Interest-only mortgages in KC allow borrowers to pay only the accumulated interest each month for a specified period of time, usually between five and ten years. After that period of time has passed, the borrower’s minimum monthly payment will include the principal. First-time homebuyers may be intrigued by the idea of interest-only payments, but be sure to consider the following before rushing into interest-only mortgages in KC.
Financial Situations That May Benefit from Interest-Only Payments
Everyone’s financial situation is different, but often your unique needs can be met if you understand all your mortgage options. For instance, interest-only mortgages in KC could be the right choice if you:
- Have an irregular income. You need a mortgage that allows you to make minimum payments when money is tight and larger payments when you have the cash.
- Expect your income to increase in the future. This needs to be more than wishful thinking. However, if your current income is modest and you are expecting a raise, promotion, or simply planning on going back to work when your kid hits preschool, you need a mortgage you can handle until your financial situation changes.

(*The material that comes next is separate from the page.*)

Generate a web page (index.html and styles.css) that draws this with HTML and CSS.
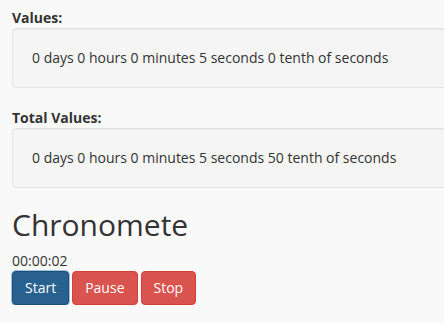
FILE: index.html
```html
<!DOCTYPE html>
<html lang="en">
<head>
    <meta charset="UTF-8">
    <title>Chronometer</title>
    <link rel="stylesheet" href="styles.css">
</head>
<body>
    <div class="container">
        <label class="field-label">Values:</label>
        <div class="well">0 days 0 hours 0 minutes 5 seconds 0 tenth of seconds</div>

        <label class="field-label">Total Values:</label>
        <div class="well">0 days 0 hours 0 minutes 5 seconds 50 tenth of seconds</div>

        <h1 class="title">Chronomete</h1>
        <div class="time">00:00:02</div>
        <div class="buttons">
            <button class="btn btn-primary active">Start</button>
            <button class="btn btn-danger">Pause</button>
            <button class="btn btn-danger">Stop</button>
        </div>
    </div>
</body>
</html>
```

FILE: styles.css
```css
* {
    box-sizing: border-box;
}

html, body {
    margin: 0;
    background-color: #f9f9f9;
    color: #333333;
    font-family: "Open Sans", "Liberation Sans", sans-serif;
    font-size: 14px;
    line-height: 20px;
}

.container {
    padding: 8px 0 0 12px;
    overflow: hidden;
}

.field-label {
    display: block;
    font-weight: bold;
}

.well {
    width: 460px;
    min-height: 20px;
    padding: 19px;
    margin-bottom: 20px;
    background-color: #f5f5f5;
    border: 1px solid #e3e3e3;
    border-radius: 4px;
    box-shadow: inset 0 1px 1px rgba(0, 0, 0, .05);
    white-space: nowrap;
}

.title {
    margin: 20px 0 10px;
    font-size: 30px;
    font-weight: 500;
    line-height: 33px;
}

.buttons {
    display: flex;
    gap: 3px;
}

.btn {
    padding: 6px 12px;
    font-family: inherit;
    font-size: 14px;
    line-height: 20px;
    color: #ffffff;
    border: 1px solid transparent;
    border-radius: 4px;
    cursor: pointer;
}

.btn-primary {
    background-color: #337ab7;
    border-color: #2e6da4;
}

.btn-primary.active {
    background-color: #286090;
    border-color: #204d74;
    box-shadow: 0 0 0 1px #9cc3ea;
}

.btn-danger {
    background-color: #d9534f;
    border-color: #d43f3a;
}
```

- Wish to attain a home equity line of credit for another investment. You plan on using the borrowed money to make more money, which will help pay off the principal as your investment gains traction (i.e. flipping a house).
When to Avoid Interest-Only Mortgages
Interest-only mortgages in KC are not for everyone. You may want to consider a different mortgage option if you:
- Suffer a penalty for prepaying. Before obtaining an interest-only mortgage, discuss any and all penalties associated with the loan. A good interest-only mortgage should allow you to pay part of the principal during the initial interest-only period without suffering any penalties.
- Do not foresee your income increasing significantly in the next 10 years. Even if you think you will be able to handle the payments later on, borrowers can go into payment shock when monthly payments significantly increase. Since old habits die hard, it’s best not to get used to the extra spending money if you do not expect a significant increase in your income.
- Cannot make a sizable down payment. Low down payments negatively affect mortgage rates, regardless of whether or not they are interest-only.